- **Information provided**:
•••••

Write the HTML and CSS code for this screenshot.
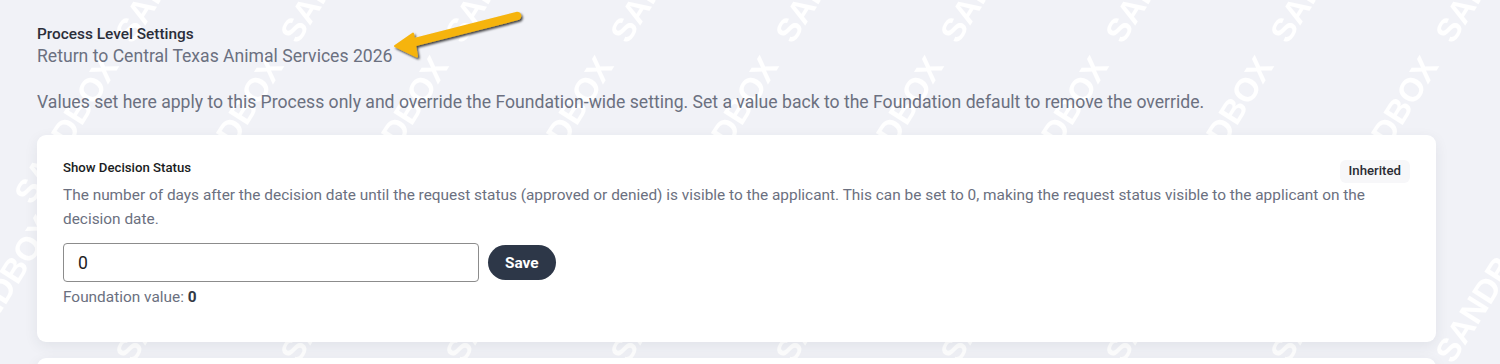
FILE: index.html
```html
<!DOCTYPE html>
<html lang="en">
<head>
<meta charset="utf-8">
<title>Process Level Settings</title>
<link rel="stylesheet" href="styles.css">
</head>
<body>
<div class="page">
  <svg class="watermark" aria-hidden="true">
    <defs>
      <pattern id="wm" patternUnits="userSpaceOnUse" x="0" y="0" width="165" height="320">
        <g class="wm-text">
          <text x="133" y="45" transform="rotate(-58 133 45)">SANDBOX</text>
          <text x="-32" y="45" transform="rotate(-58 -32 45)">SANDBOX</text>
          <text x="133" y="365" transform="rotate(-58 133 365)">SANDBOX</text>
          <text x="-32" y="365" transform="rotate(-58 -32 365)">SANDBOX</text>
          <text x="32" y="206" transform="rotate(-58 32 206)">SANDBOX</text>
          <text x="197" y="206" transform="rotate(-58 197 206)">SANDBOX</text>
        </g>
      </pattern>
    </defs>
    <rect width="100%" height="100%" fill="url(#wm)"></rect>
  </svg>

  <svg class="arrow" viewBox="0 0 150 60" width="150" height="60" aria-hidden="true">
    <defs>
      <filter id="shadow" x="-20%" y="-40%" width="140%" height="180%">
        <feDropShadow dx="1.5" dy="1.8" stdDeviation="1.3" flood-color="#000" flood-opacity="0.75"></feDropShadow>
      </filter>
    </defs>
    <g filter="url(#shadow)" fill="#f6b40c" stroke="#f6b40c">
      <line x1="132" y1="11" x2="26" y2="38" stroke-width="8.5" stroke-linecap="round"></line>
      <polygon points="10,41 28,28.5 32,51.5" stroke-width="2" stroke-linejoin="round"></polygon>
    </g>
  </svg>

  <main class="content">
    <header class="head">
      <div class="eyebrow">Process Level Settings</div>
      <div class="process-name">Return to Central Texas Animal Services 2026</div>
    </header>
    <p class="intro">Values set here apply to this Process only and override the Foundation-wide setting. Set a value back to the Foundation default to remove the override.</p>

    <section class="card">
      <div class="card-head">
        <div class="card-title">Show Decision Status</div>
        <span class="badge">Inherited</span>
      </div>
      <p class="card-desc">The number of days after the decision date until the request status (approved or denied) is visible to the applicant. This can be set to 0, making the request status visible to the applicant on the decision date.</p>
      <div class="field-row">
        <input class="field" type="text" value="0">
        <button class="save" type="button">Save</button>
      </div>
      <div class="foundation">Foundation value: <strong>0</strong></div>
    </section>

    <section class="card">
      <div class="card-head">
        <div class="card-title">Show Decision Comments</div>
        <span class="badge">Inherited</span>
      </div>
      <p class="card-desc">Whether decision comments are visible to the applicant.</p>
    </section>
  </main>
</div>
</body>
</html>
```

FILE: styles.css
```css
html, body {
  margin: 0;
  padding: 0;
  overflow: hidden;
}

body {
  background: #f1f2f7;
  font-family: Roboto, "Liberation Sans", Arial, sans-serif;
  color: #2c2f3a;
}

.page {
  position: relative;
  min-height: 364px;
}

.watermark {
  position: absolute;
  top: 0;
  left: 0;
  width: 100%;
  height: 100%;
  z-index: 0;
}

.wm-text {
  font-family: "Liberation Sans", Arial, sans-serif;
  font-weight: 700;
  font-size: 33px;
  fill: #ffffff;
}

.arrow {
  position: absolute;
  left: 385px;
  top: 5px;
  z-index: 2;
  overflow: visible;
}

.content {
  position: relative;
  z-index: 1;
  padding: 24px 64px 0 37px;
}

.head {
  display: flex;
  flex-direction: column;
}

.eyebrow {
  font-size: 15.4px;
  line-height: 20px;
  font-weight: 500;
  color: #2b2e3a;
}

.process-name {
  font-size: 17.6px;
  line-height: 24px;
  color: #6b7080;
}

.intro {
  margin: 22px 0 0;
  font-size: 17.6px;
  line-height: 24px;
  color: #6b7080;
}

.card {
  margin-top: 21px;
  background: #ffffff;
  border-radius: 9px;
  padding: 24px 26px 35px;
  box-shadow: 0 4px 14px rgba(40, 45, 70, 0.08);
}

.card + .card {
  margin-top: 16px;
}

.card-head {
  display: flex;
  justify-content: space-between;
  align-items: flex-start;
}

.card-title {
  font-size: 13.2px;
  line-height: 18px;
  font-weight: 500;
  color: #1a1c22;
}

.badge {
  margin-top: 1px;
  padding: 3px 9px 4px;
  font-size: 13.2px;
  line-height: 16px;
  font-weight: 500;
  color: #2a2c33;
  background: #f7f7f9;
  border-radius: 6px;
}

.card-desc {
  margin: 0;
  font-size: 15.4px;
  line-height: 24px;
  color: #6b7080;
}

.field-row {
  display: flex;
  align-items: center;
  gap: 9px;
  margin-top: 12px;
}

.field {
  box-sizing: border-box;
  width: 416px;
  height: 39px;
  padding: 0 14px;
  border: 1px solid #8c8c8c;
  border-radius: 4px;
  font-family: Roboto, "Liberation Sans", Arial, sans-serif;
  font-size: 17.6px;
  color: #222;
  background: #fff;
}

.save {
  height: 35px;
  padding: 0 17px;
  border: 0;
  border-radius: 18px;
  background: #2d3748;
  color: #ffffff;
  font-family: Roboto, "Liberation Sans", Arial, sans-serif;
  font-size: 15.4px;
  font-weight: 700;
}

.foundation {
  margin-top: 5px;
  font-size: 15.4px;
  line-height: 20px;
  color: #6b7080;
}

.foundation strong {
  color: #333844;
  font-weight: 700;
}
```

•••••

- **Work required**: Every line is to be duplicated exactly, though pictures stay out.

- **Exercise response**:
Write the HTML and CSS code for this screenshot.
FILE: index.html
```html
<!DOCTYPE html>
<html lang="en">
<head>
<meta charset="utf-8">
<title>Process Level Settings</title>
<link rel="stylesheet" href="styles.css">
</head>
<body>
<div class="page">
  <svg class="watermark" aria-hidden="true">
    <defs>
      <pattern id="wm" patternUnits="userSpaceOnUse" x="0" y="0" width="165" height="320">
        <g class="wm-text">
          <text x="133" y="45" transform="rotate(-58 133 45)">SANDBOX</text>
          <text x="-32" y="45" transform="rotate(-58 -32 45)">SANDBOX</text>
          <text x="133" y="365" transform="rotate(-58 133 365)">SANDBOX</text>
          <text x="-32" y="365" transform="rotate(-58 -32 365)">SANDBOX</text>
          <text x="32" y="206" transform="rotate(-58 32 206)">SANDBOX</text>
          <text x="197" y="206" transform="rotate(-58 197 206)">SANDBOX</text>
        </g>
      </pattern>
    </defs>
    <rect width="100%" height="100%" fill="url(#wm)"></rect>
  </svg>

  <svg class="arrow" viewBox="0 0 150 60" width="150" height="60" aria-hidden="true">
    <defs>
      <filter id="shadow" x="-20%" y="-40%" width="140%" height="180%">
        <feDropShadow dx="1.5" dy="1.8" stdDeviation="1.3" flood-color="#000" flood-opacity="0.75"></feDropShadow>
      </filter>
    </defs>
    <g filter="url(#shadow)" fill="#f6b40c" stroke="#f6b40c">
      <line x1="132" y1="11" x2="26" y2="38" stroke-width="8.5" stroke-linecap="round"></line>
      <polygon points="10,41 28,28.5 32,51.5" stroke-width="2" stroke-linejoin="round"></polygon>
    </g>
  </svg>

  <main class="content">
    <header class="head">
      <div class="eyebrow">Process Level Settings</div>
      <div class="process-name">Return to Central Texas Animal Services 2026</div>
    </header>
    <p class="intro">Values set here apply to this Process only and override the Foundation-wide setting. Set a value back to the Foundation default to remove the override.</p>

    <section class="card">
      <div class="card-head">
        <div class="card-title">Show Decision Status</div>
        <span class="badge">Inherited</span>
      </div>
      <p class="card-desc">The number of days after the decision date until the request status (approved or denied) is visible to the applicant. This can be set to 0, making the request status visible to the applicant on the decision date.</p>
      <div class="field-row">
        <input class="field" type="text" value="0">
        <button class="save" type="button">Save</button>
      </div>
      <div class="foundation">Foundation value: <strong>0</strong></div>
    </section>

    <section class="card">
      <div class="card-head">
        <div class="card-title">Show Decision Comments</div>
        <span class="badge">Inherited</span>
      </div>
      <p class="card-desc">Whether decision comments are visible to the applicant.</p>
    </section>
  </main>
</div>
</body>
</html>
```

FILE: styles.css
```css
html, body {
  margin: 0;
  padding: 0;
  overflow: hidden;
}

body {
  background: #f1f2f7;
  font-family: Roboto, "Liberation Sans", Arial, sans-serif;
  color: #2c2f3a;
}

.page {
  position: relative;
  min-height: 364px;
}

.watermark {
  position: absolute;
  top: 0;
  left: 0;
  width: 100%;
  height: 100%;
  z-index: 0;
}

.wm-text {
  font-family: "Liberation Sans", Arial, sans-serif;
  font-weight: 700;
  font-size: 33px;
  fill: #ffffff;
}

.arrow {
  position: absolute;
  left: 385px;
  top: 5px;
  z-index: 2;
  overflow: visible;
}

.content {
  position: relative;
  z-index: 1;
  padding: 24px 64px 0 37px;
}

.head {
  display: flex;
  flex-direction: column;
}

.eyebrow {
  font-size: 15.4px;
  line-height: 20px;
  font-weight: 500;
  color: #2b2e3a;
}

.process-name {
  font-size: 17.6px;
  line-height: 24px;
  color: #6b7080;
}

.intro {
  margin: 22px 0 0;
  font-size: 17.6px;
  line-height: 24px;
  color: #6b7080;
}

.card {
  margin-top: 21px;
  background: #ffffff;
  border-radius: 9px;
  padding: 24px 26px 35px;
  box-shadow: 0 4px 14px rgba(40, 45, 70, 0.08);
}

.card + .card {
  margin-top: 16px;
}

.card-head {
  display: flex;
  justify-content: space-between;
  align-items: flex-start;
}

.card-title {
  font-size: 13.2px;
  line-height: 18px;
  font-weight: 500;
  color: #1a1c22;
}

.badge {
  margin-top: 1px;
  padding: 3px 9px 4px;
  font-size: 13.2px;
  line-height: 16px;
  font-weight: 500;
  color: #2a2c33;
  background: #f7f7f9;
  border-radius: 6px;
}

.card-desc {
  margin: 0;
  font-size: 15.4px;
  line-height: 24px;
  color: #6b7080;
}

.field-row {
  display: flex;
  align-items: center;
  gap: 9px;
  margin-top: 12px;
}

.field {
  box-sizing: border-box;
  width: 416px;
  height: 39px;
  padding: 0 14px;
  border: 1px solid #8c8c8c;
  border-radius: 4px;
  font-family: Roboto, "Liberation Sans", Arial, sans-serif;
  font-size: 17.6px;
  color: #222;
  background: #fff;
}

.save {
  height: 35px;
  padding: 0 17px;
  border: 0;
  border-radius: 18px;
  background: #2d3748;
  color: #ffffff;
  font-family: Roboto, "Liberation Sans", Arial, sans-serif;
  font-size: 15.4px;
  font-weight: 700;
}

.foundation {
  margin-top: 5px;
  font-size: 15.4px;
  line-height: 20px;
  color: #6b7080;
}

.foundation strong {
  color: #333844;
  font-weight: 700;
}
```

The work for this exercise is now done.